No images are to be carried over; print all other material exactly as it stands.

Recorded information:

··········

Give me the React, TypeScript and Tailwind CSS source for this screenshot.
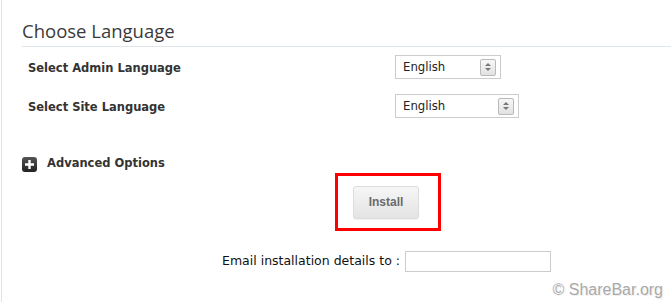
import React from 'react'

function Spinner() {
  return (
    <span className="flex h-[17px] w-[16px] flex-col items-center justify-center gap-[2px] rounded-[2px] border border-[#b9b9b9] bg-gradient-to-b from-[#f7f7f7] to-[#e2e2e2]">
      <span className="h-0 w-0 border-x-[3px] border-b-[3px] border-x-transparent border-b-[#777]" />
      <span className="h-0 w-0 border-x-[3px] border-t-[3px] border-x-transparent border-t-[#777]" />
    </span>
  )
}

function FakeSelect({ width }: { width: string }) {
  return (
    <div className={`flex h-[24px] ${width} items-center justify-between border border-[#cccccc] bg-white pl-[7px] pr-[4px]`}>
      <span className="text-[13px] text-[#222]" style={{ fontFamily: 'Tahoma, "DejaVu Sans Condensed", "Liberation Sans", sans-serif' }}>
        English
      </span>
      <Spinner />
    </div>
  )
}

export default function App() {
  const label = { fontFamily: '"DejaVu Sans", Verdana, sans-serif' }
  return (
    <div className="h-[302px] w-[671px] overflow-hidden bg-white">
      <div className="ml-px h-full border-l border-[#e3e3e3] pl-[20px]">
        <h2
          className="pt-[21px] pb-[5px] text-[18.5px] leading-[20px] text-[#3a3a3a]"
          style={{ fontFamily: '"Open Sans", sans-serif' }}
        >
          Choose Language
        </h2>
        <div className="h-px bg-[#dfe7ee]" />

        <div className="mt-[8px] flex items-center pl-[6px]" style={label}>
          <span className="w-[367px] pt-[4px] text-[11.5px] font-bold text-[#333]">Select Admin Language</span>
          <FakeSelect width="w-[106px]" />
        </div>
        <div className="mt-[15px] flex items-center pl-[6px]" style={label}>
          <span className="w-[367px] pt-[4px] text-[11.5px] font-bold text-[#333]">Select Site Language</span>
          <FakeSelect width="w-[124px]" />
        </div>

        <div className="mt-[37px] flex h-[18px] items-center gap-[10px]" style={label}>
          <span className="flex h-[15px] w-[15px] items-center justify-center rounded-[3px] bg-gradient-to-b from-[#555] to-[#222]">
            <svg width="9" height="9" viewBox="0 0 9 9">
              <path d="M3.3 0h2.4v3.3H9v2.4H5.7V9H3.3V5.7H0V3.3h3.3z" fill="#fff" />
            </svg>
          </span>
          <span className="text-[11.5px] font-bold text-[#333]">Advanced Options</span>
        </div>

        <div className="ml-[313px] mt-0 flex h-[58px] w-[106px] items-center justify-center border-[3px] border-[#ff0000] pr-[4px]">
          <button
            className="h-[33px] w-[66px] rounded-[3px] border border-[#dcdcdc] bg-gradient-to-b from-[#f6f6f6] to-[#e4e4e4] text-[12px] font-bold text-[#6a6a6a] shadow-[0_1px_1px_rgba(0,0,0,0.06)]"
            style={{ fontFamily: '"Liberation Sans", Arial, sans-serif' }}
          >
            Install
          </button>
        </div>

        <div className="mt-[20px] flex items-center pl-[200px]" style={label}>
          <span className="text-[12.5px] text-[#111]">Email installation details to :</span>
          <div className="ml-[5px] h-[21px] w-[146px] border border-[#cccccc] bg-white" />
        </div>

        <div className="mt-[9px] flex justify-end pr-[8px]">
          <span
            className="text-[16px] leading-[18px] text-[#a9a9a9] [text-shadow:0_0_2px_#fff,1px_1px_1px_#e8e8e8]"
            style={{ fontFamily: '"Liberation Sans", Arial, sans-serif' }}
          >
            © ShareBar.org
          </span>
        </div>
      </div>
    </div>
  )
}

··········

Answer to this problem:
Give me the React, TypeScript and Tailwind CSS source for this screenshot.
import React from 'react'

function Spinner() {
  return (
    <span className="flex h-[17px] w-[16px] flex-col items-center justify-center gap-[2px] rounded-[2px] border border-[#b9b9b9] bg-gradient-to-b from-[#f7f7f7] to-[#e2e2e2]">
      <span className="h-0 w-0 border-x-[3px] border-b-[3px] border-x-transparent border-b-[#777]" />
      <span className="h-0 w-0 border-x-[3px] border-t-[3px] border-x-transparent border-t-[#777]" />
    </span>
  )
}

function FakeSelect({ width }: { width: string }) {
  return (
    <div className={`flex h-[24px] ${width} items-center justify-between border border-[#cccccc] bg-white pl-[7px] pr-[4px]`}>
      <span className="text-[13px] text-[#222]" style={{ fontFamily: 'Tahoma, "DejaVu Sans Condensed", "Liberation Sans", sans-serif' }}>
        English
      </span>
      <Spinner />
    </div>
  )
}

export default function App() {
  const label = { fontFamily: '"DejaVu Sans", Verdana, sans-serif' }
  return (
    <div className="h-[302px] w-[671px] overflow-hidden bg-white">
      <div className="ml-px h-full border-l border-[#e3e3e3] pl-[20px]">
        <h2
          className="pt-[21px] pb-[5px] text-[18.5px] leading-[20px] text-[#3a3a3a]"
          style={{ fontFamily: '"Open Sans", sans-serif' }}
        >
          Choose Language
        </h2>
        <div className="h-px bg-[#dfe7ee]" />

        <div className="mt-[8px] flex items-center pl-[6px]" style={label}>
          <span className="w-[367px] pt-[4px] text-[11.5px] font-bold text-[#333]">Select Admin Language</span>
          <FakeSelect width="w-[106px]" />
        </div>
        <div className="mt-[15px] flex items-center pl-[6px]" style={label}>
          <span className="w-[367px] pt-[4px] text-[11.5px] font-bold text-[#333]">Select Site Language</span>
          <FakeSelect width="w-[124px]" />
        </div>

        <div className="mt-[37px] flex h-[18px] items-center gap-[10px]" style={label}>
          <span className="flex h-[15px] w-[15px] items-center justify-center rounded-[3px] bg-gradient-to-b from-[#555] to-[#222]">
            <svg width="9" height="9" viewBox="0 0 9 9">
              <path d="M3.3 0h2.4v3.3H9v2.4H5.7V9H3.3V5.7H0V3.3h3.3z" fill="#fff" />
            </svg>
          </span>
          <span className="text-[11.5px] font-bold text-[#333]">Advanced Options</span>
        </div>

        <div className="ml-[313px] mt-0 flex h-[58px] w-[106px] items-center justify-center border-[3px] border-[#ff0000] pr-[4px]">
          <button
            className="h-[33px] w-[66px] rounded-[3px] border border-[#dcdcdc] bg-gradient-to-b from-[#f6f6f6] to-[#e4e4e4] text-[12px] font-bold text-[#6a6a6a] shadow-[0_1px_1px_rgba(0,0,0,0.06)]"
            style={{ fontFamily: '"Liberation Sans", Arial, sans-serif' }}
          >
            Install
          </button>
        </div>

        <div className="mt-[20px] flex items-center pl-[200px]" style={label}>
          <span className="text-[12.5px] text-[#111]">Email installation details to :</span>
          <div className="ml-[5px] h-[21px] w-[146px] border border-[#cccccc] bg-white" />
        </div>

        <div className="mt-[9px] flex justify-end pr-[8px]">
          <span
            className="text-[16px] leading-[18px] text-[#a9a9a9] [text-shadow:0_0_2px_#fff,1px_1px_1px_#e8e8e8]"
            style={{ fontFamily: '"Liberation Sans", Arial, sans-serif' }}
          >
            © ShareBar.org
          </span>
        </div>
      </div>
    </div>
  )
}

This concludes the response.